Investing term
What is Shareholder?
Anyone who owns a share. The company communicates corporate actions to you because of this.
A shareholder is anyone who owns shares in a company, and therefore owns a proportional slice of its profits and assets. Buy a single share and you're a part-owner of a real business, not just a name on a screen — however tiny your slice.
Ownership comes with rights: to receive dividends the company pays, to vote on certain matters like electing directors, and to participate in corporate actions such as rights issues and tender offers. The company communicates these things to you precisely because you're on its register. Owning shares also means bearing the risks: shareholders rank behind lenders if the company fails, and the value of your slice rises and falls with the business. Being a shareholder is genuine ownership — with both the upside and the responsibilities that implies.
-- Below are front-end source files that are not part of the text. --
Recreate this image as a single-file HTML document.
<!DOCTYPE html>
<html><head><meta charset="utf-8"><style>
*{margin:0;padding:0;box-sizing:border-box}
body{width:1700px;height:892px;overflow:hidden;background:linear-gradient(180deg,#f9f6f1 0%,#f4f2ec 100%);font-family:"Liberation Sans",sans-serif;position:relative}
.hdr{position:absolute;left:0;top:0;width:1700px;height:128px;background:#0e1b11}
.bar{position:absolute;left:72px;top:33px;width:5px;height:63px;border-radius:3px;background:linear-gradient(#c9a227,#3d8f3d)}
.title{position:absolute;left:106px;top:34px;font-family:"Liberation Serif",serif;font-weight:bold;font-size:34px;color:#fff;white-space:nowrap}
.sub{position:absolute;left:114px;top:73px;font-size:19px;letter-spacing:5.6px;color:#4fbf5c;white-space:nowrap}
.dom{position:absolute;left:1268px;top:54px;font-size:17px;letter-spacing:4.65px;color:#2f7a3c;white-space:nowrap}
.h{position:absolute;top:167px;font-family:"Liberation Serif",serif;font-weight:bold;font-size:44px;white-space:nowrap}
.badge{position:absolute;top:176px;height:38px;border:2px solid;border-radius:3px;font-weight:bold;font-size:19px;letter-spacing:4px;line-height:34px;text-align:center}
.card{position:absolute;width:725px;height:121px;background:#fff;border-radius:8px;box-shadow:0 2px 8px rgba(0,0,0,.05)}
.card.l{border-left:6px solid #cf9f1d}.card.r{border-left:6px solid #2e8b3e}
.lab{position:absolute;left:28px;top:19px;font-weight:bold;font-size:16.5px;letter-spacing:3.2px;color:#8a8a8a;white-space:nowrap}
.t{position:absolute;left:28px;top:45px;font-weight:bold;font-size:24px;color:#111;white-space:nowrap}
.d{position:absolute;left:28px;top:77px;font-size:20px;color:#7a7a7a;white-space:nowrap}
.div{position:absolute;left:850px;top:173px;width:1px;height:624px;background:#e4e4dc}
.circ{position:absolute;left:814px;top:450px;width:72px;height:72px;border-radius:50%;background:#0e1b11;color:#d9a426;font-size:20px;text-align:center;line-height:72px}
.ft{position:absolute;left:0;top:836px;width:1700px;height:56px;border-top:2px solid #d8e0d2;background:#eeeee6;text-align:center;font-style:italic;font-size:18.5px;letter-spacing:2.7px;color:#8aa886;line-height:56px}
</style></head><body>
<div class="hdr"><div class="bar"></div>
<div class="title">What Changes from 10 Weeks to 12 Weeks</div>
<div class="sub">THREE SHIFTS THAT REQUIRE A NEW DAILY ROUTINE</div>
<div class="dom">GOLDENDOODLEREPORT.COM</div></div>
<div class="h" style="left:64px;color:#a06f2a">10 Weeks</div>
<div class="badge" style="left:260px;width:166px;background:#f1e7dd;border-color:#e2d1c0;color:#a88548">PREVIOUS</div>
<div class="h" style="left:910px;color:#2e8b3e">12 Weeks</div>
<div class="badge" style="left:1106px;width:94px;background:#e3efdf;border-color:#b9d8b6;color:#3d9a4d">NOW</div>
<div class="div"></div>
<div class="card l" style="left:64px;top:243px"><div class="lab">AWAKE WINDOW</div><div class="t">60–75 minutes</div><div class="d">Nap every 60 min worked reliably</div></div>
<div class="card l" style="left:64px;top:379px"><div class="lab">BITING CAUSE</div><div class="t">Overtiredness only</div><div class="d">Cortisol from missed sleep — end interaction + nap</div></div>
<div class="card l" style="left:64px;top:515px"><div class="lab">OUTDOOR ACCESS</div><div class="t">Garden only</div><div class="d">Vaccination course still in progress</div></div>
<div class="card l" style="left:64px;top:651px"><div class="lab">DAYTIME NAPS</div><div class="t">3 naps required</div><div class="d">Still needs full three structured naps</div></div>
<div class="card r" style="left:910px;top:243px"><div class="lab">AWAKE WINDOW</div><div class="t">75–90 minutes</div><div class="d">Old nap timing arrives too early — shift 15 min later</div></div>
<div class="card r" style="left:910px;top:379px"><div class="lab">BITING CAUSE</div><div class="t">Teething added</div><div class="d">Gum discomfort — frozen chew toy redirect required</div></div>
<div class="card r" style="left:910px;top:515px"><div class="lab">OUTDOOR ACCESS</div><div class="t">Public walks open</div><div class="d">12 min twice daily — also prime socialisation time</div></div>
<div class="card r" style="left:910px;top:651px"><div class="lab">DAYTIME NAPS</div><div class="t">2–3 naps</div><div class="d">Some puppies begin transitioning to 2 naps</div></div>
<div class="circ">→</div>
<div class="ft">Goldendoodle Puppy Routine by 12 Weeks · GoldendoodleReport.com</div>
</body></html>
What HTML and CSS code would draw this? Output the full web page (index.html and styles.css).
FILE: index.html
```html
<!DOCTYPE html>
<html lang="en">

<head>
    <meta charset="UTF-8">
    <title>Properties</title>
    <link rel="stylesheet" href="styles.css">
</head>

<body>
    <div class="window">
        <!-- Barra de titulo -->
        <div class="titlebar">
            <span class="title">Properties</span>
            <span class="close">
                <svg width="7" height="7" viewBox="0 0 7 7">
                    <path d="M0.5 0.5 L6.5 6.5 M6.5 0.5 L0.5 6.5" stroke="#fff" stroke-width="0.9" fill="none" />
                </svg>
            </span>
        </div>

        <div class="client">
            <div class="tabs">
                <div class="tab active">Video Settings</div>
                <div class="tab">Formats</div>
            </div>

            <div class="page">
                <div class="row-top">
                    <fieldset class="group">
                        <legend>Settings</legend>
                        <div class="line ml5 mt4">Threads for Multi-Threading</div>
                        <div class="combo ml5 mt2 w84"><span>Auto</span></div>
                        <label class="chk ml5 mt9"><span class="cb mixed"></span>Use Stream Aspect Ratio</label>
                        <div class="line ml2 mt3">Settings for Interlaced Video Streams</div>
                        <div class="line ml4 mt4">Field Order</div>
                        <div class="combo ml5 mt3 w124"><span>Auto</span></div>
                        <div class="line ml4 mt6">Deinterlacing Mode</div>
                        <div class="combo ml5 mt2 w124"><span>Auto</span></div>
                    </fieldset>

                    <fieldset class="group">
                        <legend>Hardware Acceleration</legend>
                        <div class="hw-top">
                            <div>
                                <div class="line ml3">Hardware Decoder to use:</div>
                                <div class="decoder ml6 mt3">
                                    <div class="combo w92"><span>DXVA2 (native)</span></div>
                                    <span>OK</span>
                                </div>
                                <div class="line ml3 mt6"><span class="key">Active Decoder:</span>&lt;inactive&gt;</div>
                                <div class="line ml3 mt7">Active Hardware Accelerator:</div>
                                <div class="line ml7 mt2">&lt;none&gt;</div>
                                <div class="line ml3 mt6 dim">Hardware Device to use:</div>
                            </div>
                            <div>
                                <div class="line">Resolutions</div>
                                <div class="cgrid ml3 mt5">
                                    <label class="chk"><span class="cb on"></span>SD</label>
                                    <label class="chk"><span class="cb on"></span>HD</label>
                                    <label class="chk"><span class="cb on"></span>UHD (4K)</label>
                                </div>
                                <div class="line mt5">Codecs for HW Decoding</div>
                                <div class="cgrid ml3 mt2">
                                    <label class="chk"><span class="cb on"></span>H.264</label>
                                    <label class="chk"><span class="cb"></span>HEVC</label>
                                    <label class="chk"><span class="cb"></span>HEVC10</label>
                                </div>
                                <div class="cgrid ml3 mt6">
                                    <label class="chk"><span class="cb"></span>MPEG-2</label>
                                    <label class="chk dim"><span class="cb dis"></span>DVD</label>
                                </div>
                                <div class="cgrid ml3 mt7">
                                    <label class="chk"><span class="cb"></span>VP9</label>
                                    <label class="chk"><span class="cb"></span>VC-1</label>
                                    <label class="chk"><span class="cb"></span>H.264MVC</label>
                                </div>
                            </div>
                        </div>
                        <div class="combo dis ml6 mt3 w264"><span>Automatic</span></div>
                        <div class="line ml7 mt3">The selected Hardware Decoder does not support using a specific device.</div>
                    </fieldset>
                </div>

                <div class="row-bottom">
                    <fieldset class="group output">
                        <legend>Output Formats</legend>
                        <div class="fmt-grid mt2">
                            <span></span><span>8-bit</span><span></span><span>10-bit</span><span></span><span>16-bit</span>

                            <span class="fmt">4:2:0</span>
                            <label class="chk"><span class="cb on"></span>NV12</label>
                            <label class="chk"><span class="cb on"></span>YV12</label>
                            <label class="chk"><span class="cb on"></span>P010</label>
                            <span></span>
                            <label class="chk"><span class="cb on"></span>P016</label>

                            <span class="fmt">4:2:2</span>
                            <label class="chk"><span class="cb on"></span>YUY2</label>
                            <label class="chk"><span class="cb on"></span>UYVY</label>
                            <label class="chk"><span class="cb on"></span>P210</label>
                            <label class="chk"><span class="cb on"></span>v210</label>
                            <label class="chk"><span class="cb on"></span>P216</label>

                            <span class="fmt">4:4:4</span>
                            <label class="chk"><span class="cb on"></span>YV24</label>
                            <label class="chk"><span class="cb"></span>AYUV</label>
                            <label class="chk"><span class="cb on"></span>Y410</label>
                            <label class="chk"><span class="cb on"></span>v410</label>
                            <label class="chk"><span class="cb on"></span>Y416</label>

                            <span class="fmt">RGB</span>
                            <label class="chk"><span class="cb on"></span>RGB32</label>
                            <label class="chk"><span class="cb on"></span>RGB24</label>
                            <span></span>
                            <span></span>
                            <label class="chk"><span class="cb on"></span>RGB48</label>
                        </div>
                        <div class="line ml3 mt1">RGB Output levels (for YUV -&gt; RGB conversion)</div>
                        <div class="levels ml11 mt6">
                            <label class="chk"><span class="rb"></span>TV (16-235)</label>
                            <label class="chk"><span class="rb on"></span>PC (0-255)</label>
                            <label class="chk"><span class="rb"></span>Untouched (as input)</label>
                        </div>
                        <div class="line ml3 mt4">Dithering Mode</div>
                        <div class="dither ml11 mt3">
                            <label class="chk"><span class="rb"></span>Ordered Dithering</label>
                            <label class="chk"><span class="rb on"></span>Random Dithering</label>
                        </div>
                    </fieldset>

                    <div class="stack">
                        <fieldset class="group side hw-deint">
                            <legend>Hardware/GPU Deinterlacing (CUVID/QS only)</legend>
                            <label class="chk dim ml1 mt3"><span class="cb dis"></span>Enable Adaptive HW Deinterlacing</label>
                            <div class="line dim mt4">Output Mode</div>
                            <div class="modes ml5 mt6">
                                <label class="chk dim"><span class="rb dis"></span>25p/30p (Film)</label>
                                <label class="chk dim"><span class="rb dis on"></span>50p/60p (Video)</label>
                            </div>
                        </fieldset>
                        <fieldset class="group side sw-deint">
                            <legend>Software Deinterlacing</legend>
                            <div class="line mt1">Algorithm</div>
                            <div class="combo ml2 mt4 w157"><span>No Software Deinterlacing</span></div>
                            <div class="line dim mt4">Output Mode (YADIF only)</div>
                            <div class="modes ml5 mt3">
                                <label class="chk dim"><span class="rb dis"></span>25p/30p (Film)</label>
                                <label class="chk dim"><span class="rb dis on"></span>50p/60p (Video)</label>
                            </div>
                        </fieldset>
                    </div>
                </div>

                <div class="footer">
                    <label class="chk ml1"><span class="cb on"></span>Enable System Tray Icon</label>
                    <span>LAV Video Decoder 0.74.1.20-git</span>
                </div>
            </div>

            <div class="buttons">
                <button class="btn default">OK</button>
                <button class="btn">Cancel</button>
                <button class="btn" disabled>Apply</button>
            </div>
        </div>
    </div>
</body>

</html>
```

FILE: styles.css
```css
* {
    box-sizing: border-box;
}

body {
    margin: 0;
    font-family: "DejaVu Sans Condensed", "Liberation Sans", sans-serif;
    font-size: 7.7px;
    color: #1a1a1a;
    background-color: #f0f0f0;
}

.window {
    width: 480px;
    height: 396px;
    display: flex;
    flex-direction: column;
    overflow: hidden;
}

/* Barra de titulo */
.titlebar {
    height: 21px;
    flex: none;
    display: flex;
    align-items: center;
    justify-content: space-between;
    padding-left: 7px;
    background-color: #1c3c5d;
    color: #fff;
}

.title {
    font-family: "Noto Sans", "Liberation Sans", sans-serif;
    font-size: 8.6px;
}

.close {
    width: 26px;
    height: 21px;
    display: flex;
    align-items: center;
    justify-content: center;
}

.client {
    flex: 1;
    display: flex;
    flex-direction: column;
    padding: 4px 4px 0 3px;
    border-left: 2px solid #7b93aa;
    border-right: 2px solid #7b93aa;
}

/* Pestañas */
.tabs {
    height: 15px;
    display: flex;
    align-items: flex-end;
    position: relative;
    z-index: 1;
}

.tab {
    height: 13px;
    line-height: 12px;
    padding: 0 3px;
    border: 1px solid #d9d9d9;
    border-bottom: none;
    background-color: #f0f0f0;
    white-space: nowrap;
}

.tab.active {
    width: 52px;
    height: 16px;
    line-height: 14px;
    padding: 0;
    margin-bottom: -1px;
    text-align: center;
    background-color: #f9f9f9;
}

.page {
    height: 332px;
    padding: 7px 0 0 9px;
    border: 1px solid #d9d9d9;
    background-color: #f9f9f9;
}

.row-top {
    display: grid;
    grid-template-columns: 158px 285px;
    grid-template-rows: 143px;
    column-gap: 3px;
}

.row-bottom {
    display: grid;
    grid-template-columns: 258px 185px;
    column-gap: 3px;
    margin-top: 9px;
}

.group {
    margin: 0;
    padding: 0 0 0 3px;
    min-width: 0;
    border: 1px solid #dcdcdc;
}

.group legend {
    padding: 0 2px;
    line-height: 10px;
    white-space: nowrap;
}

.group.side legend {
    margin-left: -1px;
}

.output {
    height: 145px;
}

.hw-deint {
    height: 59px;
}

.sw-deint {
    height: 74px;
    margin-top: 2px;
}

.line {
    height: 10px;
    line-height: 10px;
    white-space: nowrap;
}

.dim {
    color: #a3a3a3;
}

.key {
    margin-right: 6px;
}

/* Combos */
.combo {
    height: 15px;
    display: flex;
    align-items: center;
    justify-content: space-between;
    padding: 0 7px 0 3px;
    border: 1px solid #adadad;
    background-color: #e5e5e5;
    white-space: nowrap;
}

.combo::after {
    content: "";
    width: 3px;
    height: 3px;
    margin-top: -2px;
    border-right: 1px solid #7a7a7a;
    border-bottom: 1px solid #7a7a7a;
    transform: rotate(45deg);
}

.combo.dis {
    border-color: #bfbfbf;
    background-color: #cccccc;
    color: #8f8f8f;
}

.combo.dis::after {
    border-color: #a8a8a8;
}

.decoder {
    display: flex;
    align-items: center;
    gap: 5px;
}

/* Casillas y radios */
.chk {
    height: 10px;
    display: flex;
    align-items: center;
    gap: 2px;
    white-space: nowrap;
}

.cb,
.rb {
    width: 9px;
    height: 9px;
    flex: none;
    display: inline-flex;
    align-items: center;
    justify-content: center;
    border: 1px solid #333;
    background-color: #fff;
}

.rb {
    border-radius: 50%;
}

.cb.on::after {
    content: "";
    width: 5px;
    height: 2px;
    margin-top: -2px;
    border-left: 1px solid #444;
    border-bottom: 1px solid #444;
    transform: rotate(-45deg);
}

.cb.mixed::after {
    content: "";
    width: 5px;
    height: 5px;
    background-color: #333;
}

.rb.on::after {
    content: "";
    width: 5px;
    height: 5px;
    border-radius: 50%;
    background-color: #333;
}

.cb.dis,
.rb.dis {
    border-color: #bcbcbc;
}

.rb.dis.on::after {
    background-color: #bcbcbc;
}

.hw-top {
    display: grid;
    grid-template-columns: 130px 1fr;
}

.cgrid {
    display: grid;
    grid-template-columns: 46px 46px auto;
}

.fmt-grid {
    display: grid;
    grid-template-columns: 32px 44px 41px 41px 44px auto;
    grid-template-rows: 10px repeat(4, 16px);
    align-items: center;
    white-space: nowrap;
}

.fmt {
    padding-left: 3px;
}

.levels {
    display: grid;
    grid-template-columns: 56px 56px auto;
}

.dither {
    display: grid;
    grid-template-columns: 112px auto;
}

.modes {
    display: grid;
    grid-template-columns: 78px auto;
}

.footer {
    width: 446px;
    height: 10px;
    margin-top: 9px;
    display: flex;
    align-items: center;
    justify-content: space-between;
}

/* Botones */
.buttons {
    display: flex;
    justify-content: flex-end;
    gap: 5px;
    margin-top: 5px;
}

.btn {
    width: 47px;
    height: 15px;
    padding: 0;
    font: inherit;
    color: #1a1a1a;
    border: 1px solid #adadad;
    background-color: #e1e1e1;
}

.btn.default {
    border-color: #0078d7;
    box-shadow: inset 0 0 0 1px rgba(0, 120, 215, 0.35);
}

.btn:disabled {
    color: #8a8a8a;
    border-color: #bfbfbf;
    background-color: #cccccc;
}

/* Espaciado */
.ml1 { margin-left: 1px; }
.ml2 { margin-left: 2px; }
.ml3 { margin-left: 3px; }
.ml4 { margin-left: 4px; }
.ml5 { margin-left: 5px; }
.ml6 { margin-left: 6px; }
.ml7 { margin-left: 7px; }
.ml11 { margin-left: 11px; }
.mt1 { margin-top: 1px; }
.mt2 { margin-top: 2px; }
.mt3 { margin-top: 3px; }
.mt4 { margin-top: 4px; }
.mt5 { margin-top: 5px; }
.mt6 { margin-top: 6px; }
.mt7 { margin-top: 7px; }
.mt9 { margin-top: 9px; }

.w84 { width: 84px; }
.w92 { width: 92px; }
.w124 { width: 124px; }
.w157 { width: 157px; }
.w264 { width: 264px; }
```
Owning a share makes you a proportional owner of the business — entitled to dividends, votes, and corporate-action rights, but also last in line if the company fails.
For example
Owning one share of a company with a million shares makes you a millionth-part owner — entitled to your slice of its dividends, votes, and growth.
Learn it by doing
That's Shareholder in theory — it clicks when you use it. Practise it hands-on in a free, interactive lesson (Stage 8, Corporate Actions: What Lands in Your Account).
Try the free lesson →Why it matters to you
The shareholder concept matters because it reframes a stock from a number that moves into a stake in a business you partly own. That shift in mindset — from trader watching a ticker to owner of a company — encourages judging a holding by the quality and prospects of the underlying business, and taking your rights (like voting) seriously. It also grounds the risks: as an owner, you're last in line if things go wrong, which is the flip side of the unlimited upside.
⚠ Treating a share as a ticker, not a business
It's easy to see a stock as a symbol on a screen to be traded, forgetting it's part-ownership of a real company. That mindset encourages chasing price moves over judging the business, and ignoring shareholder rights like voting. Remembering you're an owner — with a claim on profits and a voice, but also last in line in a failure — leads to better decisions.